Jean Baudrillard, The Precession of Simulacra
Next, Der Derian brings us to venture a look into the Salisbury Plan. From August 1927-1931 in Britain, the Salisbury Plan acted out “battles” like a laboratory testing a new form of warfare. The event was a huge success in performative spectacle. The first report, “Tidworth Tattoo – Modern War Staged,” explained the positive response from the audience on trains viewing the fight. It also brought to light how the modern machines of man worked in the realm of exhibition. Around the same time the concept of television was beginning to form. The idea of “seeing by wireless” was tempting and intriguing. The first broadcast was a missile attack onto New York City. These two examples of the desire to watch from a distance were not unknown to the American army.
Coming back to the interwar period, Der Derian sought out Andrew Marshall, officially the director of the Office of Net Assessment. This man’s work brought about a revolution in military affairs as he set up the first systems to measure how the military was performing during the Nixon era. What Der Derian’s interview brought out was that the interwar can be considered a revolution in technology, like the 1920s. In the period of the 1920s, as mentioned above, a “military technical revolution” occurred. The outcome was not clear, the factors had changed, and the forces multiplied. It was also a period of illusion, self-consciously thinking about what the world was going to look like after such technologies. In our similar period, it too must be our effort to self-consciously think about the revolutionary implications of technology on warfare.
With this turn of events, Der Derian turns to theory to look at such implications. Beginning with the work of Friedrich Nietzsche on understanding virtual powers through his theories of security and sovereignty. With life’s uncertainties, power rules through a virtual security in debt to the death of our ancestors. Fear becomes death and the repressed. The “good life” is security from those fears given to use by the sovereign power that prevents all struggle. Thus, a sovereign state is unnatural. Realism is built into this system as a means of check, a claim to world order. However, realism is virtual – it is “a perverse mimesis of the living other” (37). Nietzsche writes: “Life is a consequence of war, society itself a means to war.” War is the ultimate ratio between realism and sovereignty because it is an expression of those two illusory powers. Herein Nietzsche we find the core of the sovereign problem.
Moving onto Walter Benjamin opens up the power of mimesis or representation in interwar period. Mimesis, for Benjamin, is “imitation and repetition as a fundamental force in human development” (41). As in development of language and children, mimesis involves an important function of play. This play is the play of signs, called semiotics. The mimetic has a paradoxical danger for political problems because of this play and shirting “phase transition” between order and disorder. To quote Benjamin: “I am speaking here of an identity that manifests itself solely in the paradoxical reversal of the one into the other (in whichever direction).” There is a problem of identity with mimesis because, as seen in questions of violence, reality is dreamlike.
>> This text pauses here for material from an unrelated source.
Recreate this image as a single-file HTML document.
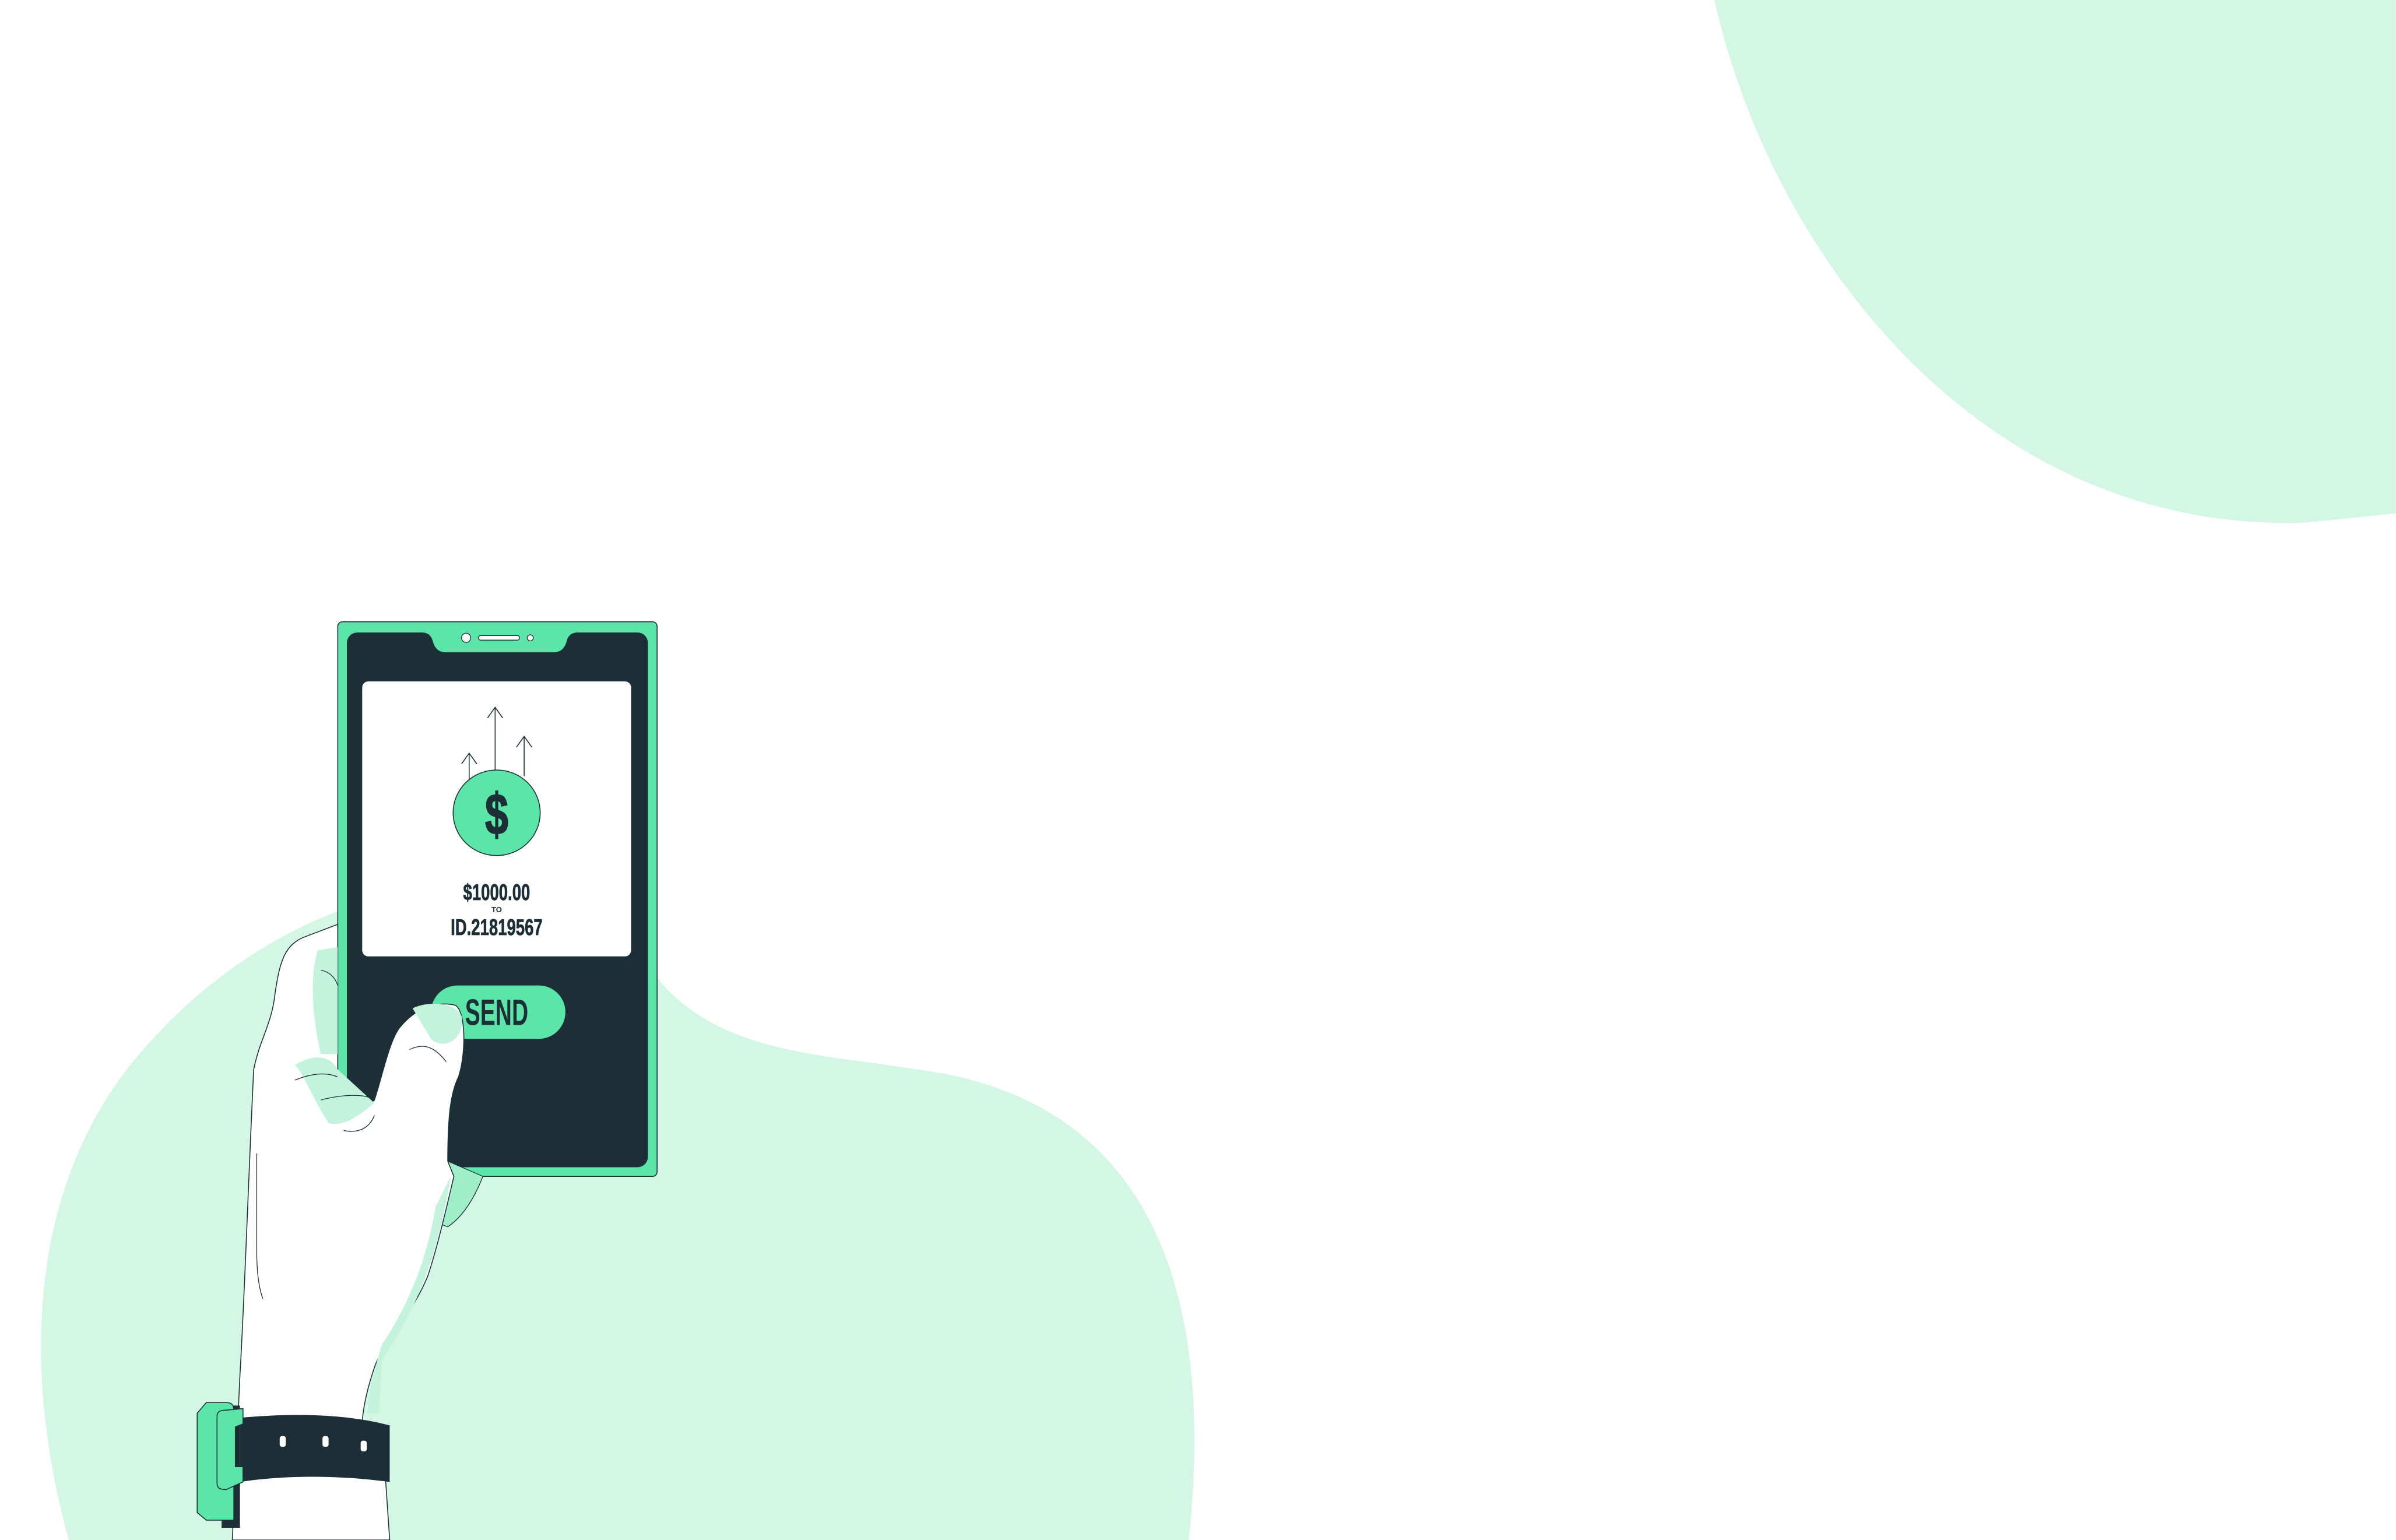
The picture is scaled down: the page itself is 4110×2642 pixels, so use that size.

Modes of knowing and ways of being are thrown into the air.
“I came to realize that the interwar was as much an invocation of a dream, conveyed in the guise of the virtual and inevitable reality, as it was a demarcation of past history.” (46)
Benjamin asks his readers to find a critical consciousness to battle this mimetic allure, and Der Derian takes up this mission for the interwar period. As subjects of mimesis we have unstable and fragmented identities. The methods of sovereignty and realism are to soothe us through deterrence of realism. Follow Der Derian’s travels through the rest of the book for a deeper look into such critical questioning of this virtual dream reality.